As these things go, the idea simmered for quite some time until, serendipitously, I saw a call to artists from the Catamount Fiberistas announcing an Apron themed show. It was time. When else would I have a chance to create and display a cookbook apron?
Initially I thought I'd just make my own pattern - after all, it's just an apron, how tough could it be? But I kept getting stuck on the shape and how would I make the paper "fabric" fit properly? Paper just doesn't lay the way fabric does - it's stiff and unmoving.

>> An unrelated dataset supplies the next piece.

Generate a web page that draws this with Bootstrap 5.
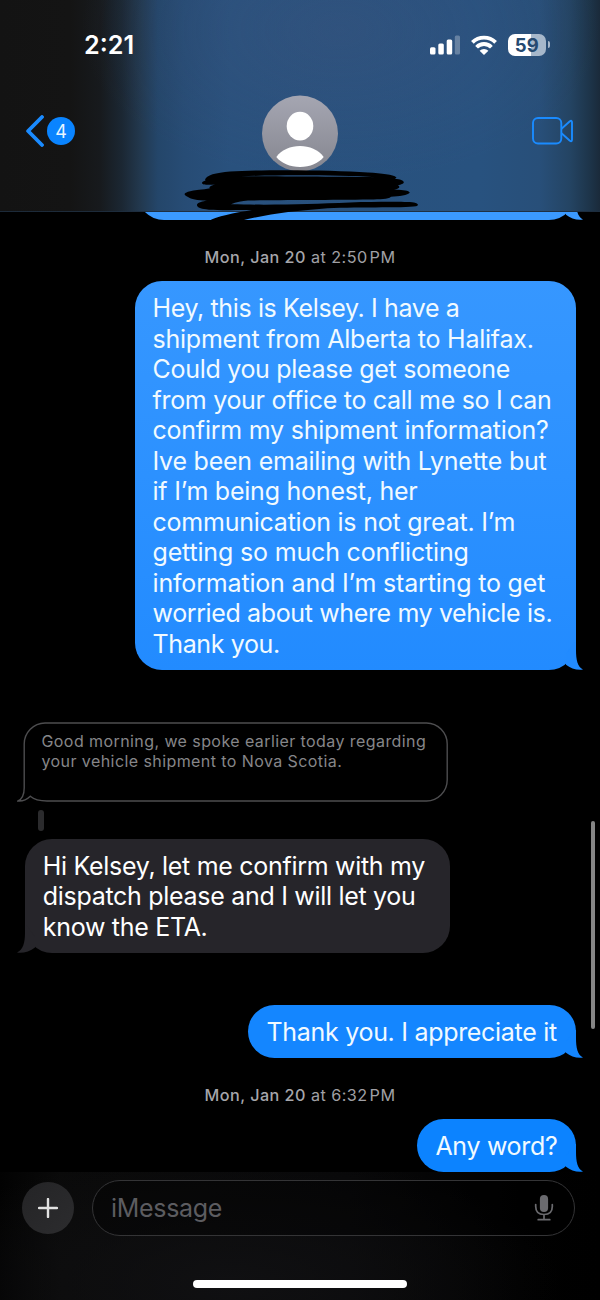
<!DOCTYPE html>
<html lang="en">
<head>
<meta charset="utf-8">
<meta name="viewport" content="width=device-width, initial-scale=1">
<title>Messages</title>
<link href="https://cdn.jsdelivr.net/npm/bootstrap@5.3.0/dist/css/bootstrap.min.css" rel="stylesheet">
<style>
  body { background:#000; font-family:Inter,"Liberation Sans",sans-serif; }
  .phone { width:600px; height:1300px; background:#000; color:#fff; }
  .topbar { height:212px; z-index:2; border-bottom:1px solid rgba(30,45,62,.9);
    background:radial-gradient(ellipse 260px 150px at 340px 30px,rgba(70,84,124,.25),rgba(70,84,124,0)),
    linear-gradient(90deg,#131313 0,#141414 70px,#171a1d 100px,#1b2733 122px,#22384e 140px,#24466a 158px,#274c75 185px,#29517d 230px,#28527f 480px,#284f79 540px,#244463 570px,#1d3449 590px,#1a2a3a 600px); }
  .status { height:91px; padding:0 50px 0 84px; }
  .status-icons { gap:11px; margin-top:-2px; }
  .clock { font-size:25.2px; font-weight:600; }
  .battery { width:38.5px; height:22px; border-radius:7px; color:#254a70; font-size:18.5px; font-weight:700; line-height:22px;
    background:linear-gradient(90deg,#fff 60%,#a6b7ca 60%); }
  .battery-tip { width:2.5px; height:7px; margin-left:1.5px; border-radius:0 3px 3px 0; background:#a6b7ca; }
  .navrow { height:82px; padding:0 26px; margin-top:-1px; }
  .count { width:28px; height:28px; margin-left:3px; background:#0a84ff; font-size:18px; color:#eaf6ff; }
  .scribble { left:180px; top:165px; }
  .thread { height:960px; }
  .stamp { font-size:16.2px; line-height:20px; letter-spacing:.46px; color:#a0a0a5; }
  .stamp b { font-weight:500; color:#a6a6ab; }
  .bubble { border-radius:27px; padding:12.1px 18px 9.9px; font-size:25px; line-height:30.5px; letter-spacing:-.3px; white-space:nowrap; }
  .bubble span { display:block; }
  .looser { letter-spacing:-.17px; }
  .loose { letter-spacing:-.23px; }
  .tight { letter-spacing:-.37px; }
  .sent { margin-right:24.5px; color:#f1faff; }
  .earlier { width:439px; height:60px; margin-top:-52px; --fill:#3b9aff; background:var(--fill); }
  .long { width:441px; height:388.5px; margin-top:14.3px; padding-top:12px; --fill:#228bff; background:linear-gradient(#3697ff,#228bff); }
  .reply { width:328px; height:53px; padding-left:19px; margin-top:52px; --fill:#1486ff; background:var(--fill); }
  .latest { margin-top:14px; --fill:#0c83ff; background:var(--fill); }
  .tail { right:-7px; bottom:0; fill:var(--fill); }
  .tail-l { left:-8px; bottom:0; fill:var(--fill); }
  .received { margin-left:24.5px; width:425.5px; height:114px; padding:12.1px 18px 0 18.3px; --fill:#26252a; background:var(--fill); }
  .quote { margin:52px 0 0 17px; width:431px; height:80px; padding:10.6px 0 0 24.5px; font-size:16px; line-height:19.8px; letter-spacing:.42px; color:#868689; white-space:nowrap; }
  .connector { width:6px; height:21px; border-radius:3px; background:#2b2b2d; margin:8px 0 8px 38px; }
  .thumb { width:4px; height:208px; right:5px; top:821px; background:#858585; }
  .composer { height:128px; padding:7.5px 25px 0 21.5px; gap:18px;
    background:radial-gradient(ellipse 330px 130px at 230px 110px,#101012 0,rgba(14,14,16,0) 100%),linear-gradient(90deg,#020202,#0a0a0a 60px,#080809 350px,#010101 520px,#000); }
  .plus { width:52px; height:52px; margin-top:2.5px; background:linear-gradient(135deg,#242426,#2c2c2e); }
  .field { height:56.5px; border:1.5px solid #343436; padding:1px 20.5px 0 18.5px; font-size:25px; letter-spacing:-.3px; color:#5c5c60; background:rgba(0,0,0,.35); }
  .home { width:214px; height:8px; left:193px; bottom:12px; }
</style>
</head>
<body>
<svg class="d-none">
  <symbol id="tail-right" viewBox="0 0 30 28"><path d="M13 12L21.500 0H23V8C23 18 24.500 24.500 30 27.600C24 28.500 17.500 26.500 13 22.800Z"/></symbol>
</svg>
<div class="phone position-relative overflow-hidden d-flex flex-column">

  <header class="topbar position-relative flex-shrink-0">
    <div class="status d-flex align-items-center justify-content-between">
      <span class="clock">2:21</span>
      <div class="status-icons d-flex align-items-center">
        <svg width="30" height="20" viewBox="0 0 30 20" fill="#fff"><rect y="12.3" width="5.5" height="7.2" rx="1.5"/><rect x="8.3" y="8.4" width="5.5" height="11.1" rx="1.5"/><rect x="16.7" y="4.4" width="5.5" height="15.1" rx="1.5"/><rect x="24.8" y=".4" width="5.2" height="19.1" rx="1.5" opacity=".28"/></svg>
        <svg width="26" height="20" viewBox="0 0 26 20" fill="none" stroke="#fff" stroke-width="3.8"><path d="M1.4 7.4A16.6 16.6 0 0 1 24.6 7.4"/><path d="M5.6 12.2A10.2 10.2 0 0 1 20.4 12.2"/><path d="M13 20L8.600 15.800A6.200 6.200 0 0 1 17.400 15.800Z" fill="#fff" stroke="none"/></svg>
        <div class="d-flex align-items-center"><span class="battery text-center">59</span><span class="battery-tip"></span></div>
      </div>
    </div>
    <div class="navrow d-flex align-items-center">
      <div class="d-flex align-items-center flex-fill w-25">
        <svg width="18" height="32" viewBox="0 0 18 32" fill="none" stroke="#1a8bff" stroke-width="3.8" stroke-linecap="round" stroke-linejoin="round"><path d="M16 2L2.1 16L16 30"/></svg>
        <span class="count rounded-circle d-flex align-items-center justify-content-center">4</span>
      </div>
      <svg class="mt-1 flex-shrink-0" width="76" height="77" viewBox="0 -.5 76 77">
        <defs><linearGradient id="av" x2="0" y2="1"><stop stop-color="#a5a6b2"/><stop offset="1" stop-color="#85868f"/></linearGradient></defs>
        <circle cx="38" cy="38" r="38" fill="url(#av)"/>
        <ellipse cx="38" cy="30.6" rx="13.3" ry="14.4" fill="#fff"/>
        <path d="M14.3 61.5C20 54 28.500 50.500 38 50.500S56 54 61.700 61.500C57 67.500 48 71.500 38 71.500S19 67.500 14.300 61.500Z" fill="#fff"/>
      </svg>
      <div class="d-flex justify-content-end flex-fill w-25">
        <svg width="42" height="28" viewBox="0 0 42 28" fill="none" stroke="#1a8bff" stroke-width="1.9" stroke-linejoin="round"><rect x="1" y="1" width="28.300" height="25.500" rx="5"/><path d="M29.500 11.700L37.600 4.500Q40 2.700 40 5.500V22.500Q40 25.300 37.600 23.500L29.500 16.300"/></svg>
      </div>
    </div>
    <svg class="scribble position-absolute" width="242" height="58" viewBox="180 165 242 58" fill="#000">
      <path fill-rule="evenodd" d="M205 180C206 175 216 173 230 171.600C262 169.500 330 169.800 368 172.600C382 173.600 393 174.500 396.500 177.500L395 179C400 179 404 180.500 403.800 182.500C403 184.500 399 184.500 398 185.500C401 187 399 189 394 189.800C401 189.500 409 190.500 409.800 192.500C408 195.500 399 196 391 196.800C388 199.500 380 199.300 370 199.500C330 200 280 200 248 200.500C242 200.800 236 202 231 204.300C280 205.300 310 204 350 202.500C380 201.600 405 201.700 414 202.400C418 203 419.500 205.500 416 206.300C405 208.300 350 206.500 322 208.700C296 210.500 268 214 242 220.500L240 221H209C216 216.500 234 213 252 210C230 210 213 210.800 206 209.300C200 208.500 196.500 207 197 204.500C198 202 203 201.500 207 200.500C197 200.500 191 199 188 197C184 195 183 193.500 188 191.700C195 189.500 203 190 210 188.300C208 187 212 185.500 215 184.600C208 185 202 185 202 183C202 181 207 180.500 205 180ZM241 176.300C280 174.800 340 175 376 177.300C340 176.700 280 176.500 241 176.300Z"/>
    </svg>
  </header>

  <main class="thread overflow-hidden d-flex flex-column flex-shrink-0">
    <div class="bubble sent earlier align-self-end position-relative flex-shrink-0">
      <svg class="tail position-absolute" width="30" height="28"><use href="#tail-right"/></svg>
    </div>

    <div class="stamp text-center" style="margin-top:27px"><b>Mon, Jan 20</b> at 2:50&#8202;PM</div>

    <div class="bubble sent long align-self-end position-relative">
      <span class="tight">Hey, this is Kelsey. I have a</span>
      <span class="loose">shipment from Alberta to Halifax.</span>
      <span>Could you please get someone</span>
      <span>from your office to call me so I can</span>
      <span class="loose">confirm my shipment information?</span>
      <span class="loose">Ive been emailing with Lynette but</span>
      <span class="loose">if I’m being honest, her</span>
      <span class="loose">communication is not great. I’m</span>
      <span class="looser">getting so much conflicting</span>
      <span class="looser">information and I’m starting to get</span>
      <span class="tight">worried about where my vehicle is.</span>
      <span class="tight">Thank you.</span>
      <svg class="tail position-absolute" width="30" height="28"><use href="#tail-right"/></svg>
    </div>

    <div class="quote position-relative">
      <svg class="position-absolute top-0 start-0" width="431" height="80" fill="none" stroke="#4d4d4f" stroke-width="1.400"><path d="M7.200 22A21 21 0 0 1 28 1H409.500A21 21 0 0 1 430.200 22V58A21 21 0 0 1 409.500 79H30C23 79 17 77.500 13.300 74.300C10 77.500 5 79.300 1 79C5 77 7.200 73 7.200 66Z"/></svg>
      Good morning, we spoke earlier today regarding<br>your vehicle shipment to Nova Scotia.
    </div>
    <div class="connector"></div>

    <div class="bubble received position-relative">
      <span>Hi Kelsey, let me confirm with my</span>
      <span>dispatch please and I will let you</span>
      <span>know the ETA.</span>
      <svg class="tail-l position-absolute" width="30" height="28"><path d="M18 12L9.500 0H8V8C8 18 6 24.500 0 27.600C6 28.500 13 26.500 18 22.500Z"/></svg>
    </div>

    <div class="bubble sent reply align-self-end position-relative">
      <span>Thank you. I appreciate it</span>
      <svg class="tail position-absolute" width="30" height="28"><use href="#tail-right"/></svg>
    </div>

    <div class="stamp text-center" style="margin-top:27.500px"><b>Mon, Jan 20</b> at 6:32&#8202;PM</div>

    <div class="bubble sent latest align-self-end position-relative">
      <span>Any word?</span>
      <svg class="tail position-absolute" width="30" height="28"><use href="#tail-right"/></svg>
    </div>
  </main>

  <footer class="composer d-flex align-items-start position-relative flex-shrink-0">
    <span class="plus rounded-circle d-flex align-items-center justify-content-center flex-shrink-0">
      <svg width="20" height="20" fill="none" stroke="#e2e2e2" stroke-width="2.400" stroke-linecap="round"><path d="M10 1V19M1 10H19"/></svg>
    </span>
    <div class="field rounded-pill flex-grow-1 d-flex align-items-center justify-content-between">
      <span>iMessage</span>
      <svg width="20" height="28" viewBox="0 0 20 28" fill="none" stroke="#6a6a6e" stroke-width="1.700" stroke-linecap="round"><rect x="5.900" y="1" width="8.200" height="17" rx="4.100" fill="#6a6a6e" stroke="none"/><path d="M1.700 10.500V12.500C1.700 18 5.300 20.500 10 20.500S18.300 18 18.300 12.500V10.500M10 20.500V25.500M4.200 25.700H15.800"/></svg>
    </div>
    <div class="home position-absolute rounded-pill bg-white"></div>
  </footer>

  <div class="thumb position-absolute rounded-pill"></div>
</div>
<script src="https://cdn.jsdelivr.net/npm/bootstrap@5.3.0/dist/js/bootstrap.bundle.min.js"></script>
</body>
</html>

So, I began researching patterns, but couldn't find anything that really spoke to me. A friend offered to let me "borrow" her vintage apron pattern. That settled it for me, and I could finally move forward. I cut all my cookbook pages to size, picked my thread, readied my sewing machine, and began my project.
As luck would have it, I had just started sewing my pages together to create a "cloth" from which to work and my sewing machine broke! Panicked, yet undeterred, I revamped my plan: a mostly hand-sewn half apron.
The only part of the apron that is machine sewn are the pages - and only some of those are sewn at all. Each set of pages were sewn together bottom to bottom, or top to top. And they alternate to provide interest - the idea is that although they are readable cooking advice and recipes, they are also non-functional because you can't get all the information from them. Also, I tried to include a bit from each section of the book - some desserts, some meat dishes, salads, etc. I like my projects to be well rounded.
Overall, I'm quite pleased and feel that it was a successful project. The apron is being shown at Catamount Arts as part of the Catamount Fiberistas' "Aprons-R-Us" exhibit the entire month of December 2013.
Of course... I do have a ton of pages left - enough for a full apron once I have my sewing machine repaired.